FE 'tkGooies' 'PHYSICStools' Page >


INTRODUCTION to Tcl-Tk script

For at least 5 years now (about 2011 to 2016), I have had it on my Tk-scripts-to-do list to implement Tcl-Tk GUI scripts that perform numerical-integration of the ODE's ( ordinary differential equations ) that describe some dynamic physics configurations of classical mechanics --- as well as handling some non-physics applications.

I had in mind the differential equations describing

Recently (July 2016), I finally implemented a

Tk script to simulate a single oscillating pendulum.

The script integrates the 'nonlinear' second-order differential equation that can simulate the motion of a wide-swinging pendulum --- that is, there is no need to restrict the 'problem' to small angular oscillations of the pendulum.

That Tk GUI script allowed for animating a representation of a pendulum arm-and-bob --- on a Tk 'canvas' widget.

I also implemented a

Tk script to simulate a bouncing rigid ball

like a golf ball.

However, there are some other types of dynamic 'problems' in physics that do not require numerical integration of differential equations --- for a solution --- and for an animation.

That is, some physics 'problems' have an algebraic solution --- and that algebraic solution can be used to generate an animation of the components in the 'problem'.

Examples include collision problems of masses where it is assumed that there are no frictional losses --- and where the algebraic solution can be derived based on a physical 'law' such as conservation of momentum and/or conservation of energy.

One such 'problem' involves collision of 2 masses where the 2 masses separate, intact after the collision (Wikipedia link).

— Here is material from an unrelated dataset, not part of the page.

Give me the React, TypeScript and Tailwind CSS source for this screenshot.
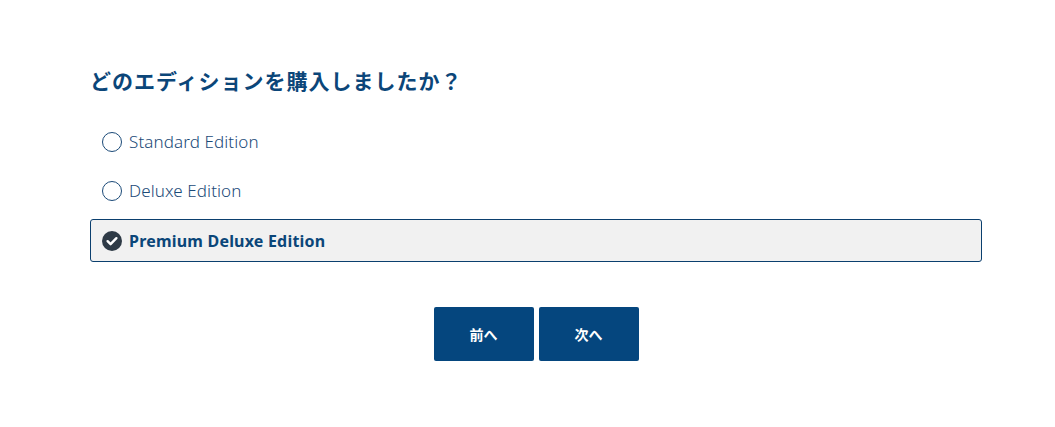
import { useState } from "react";

const options = ["Standard Edition", "Deluxe Edition", "Premium Deluxe Edition"];

export default function App() {
  const [selected, setSelected] = useState(2);

  return (
    <div
      className="min-h-[427px] bg-white pt-[66px] pl-[90px]"
      style={{ fontFamily: '"Noto Sans", "Noto Sans CJK JP", sans-serif' }}
    >
      <div className="w-[892px]">
        <h1 className="text-[21px] font-bold leading-[30px] text-[#0b4679] tracking-[1px]">
          どのエディションを購入しましたか？
        </h1>
        <div className="mt-[24px] flex flex-col gap-[6px]">
          {options.map((opt, i) => {
            const active = i === selected;
            return (
              <button
                key={opt}
                onClick={() => setSelected(i)}
                className={
                  active
                    ? "mt-[1px] flex h-[43px] items-center gap-[7px] rounded-[3px] border border-[#0b3f6e] bg-[#f1f1f1] pl-[11px] text-left"
                    : "flex h-[43px] items-center gap-[7px] rounded-[3px] border border-transparent pl-[11px] text-left"
                }
              >
                {active ? (
                  <svg width="20" height="20" viewBox="0 0 20 20">
                    <circle cx="10" cy="10" r="10" fill="#2e3a46" />
                    <path
                      d="M5.6 10.2l3 3 5.8-6"
                      fill="none"
                      stroke="#fff"
                      strokeWidth="2.4"
                      strokeLinecap="round"
                      strokeLinejoin="round"
                    />
                  </svg>
                ) : (
                  <span className="block h-[20px] w-[20px] rounded-full border-[1.5px] border-[#1b4a78]" />
                )}
                <span
                  className={
                    active
                      ? "text-[16px] font-bold tracking-[0.2px] text-[#0b4679]"
                      : "text-[17px] font-light tracking-[0.1px] text-[#1b4a78]"
                  }
                >
                  {opt}
                </span>
              </button>
            );
          })}
        </div>
        <div className="mt-[45px] flex justify-center gap-[5px]">
          <button className="h-[54px] w-[100px] rounded-[2px] bg-[#05467e] text-[14px] font-bold text-white">
            前へ
          </button>
          <button className="h-[54px] w-[100px] rounded-[2px] bg-[#05467e] text-[14px] font-bold text-white">
            次へ
          </button>
        </div>
      </div>
    </div>
  );
}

Another such 'problem' involves collsion of 2 masses where the 2 masses stick together after the collision (Wikipedia link).

There are many animated GIF files on the internet depicting these types of collisions for one specific case of the values of the masses and the initial velocities.

But I wanted to provide a 'tkGooie' by which the user can experiment with different mass values and initial velocity values.

I wanted to handle the case where the two masses are moving in the same direction (one over-taking the other) --- as well as the usual cases of masses moving toward one another --- or one mass being at rest.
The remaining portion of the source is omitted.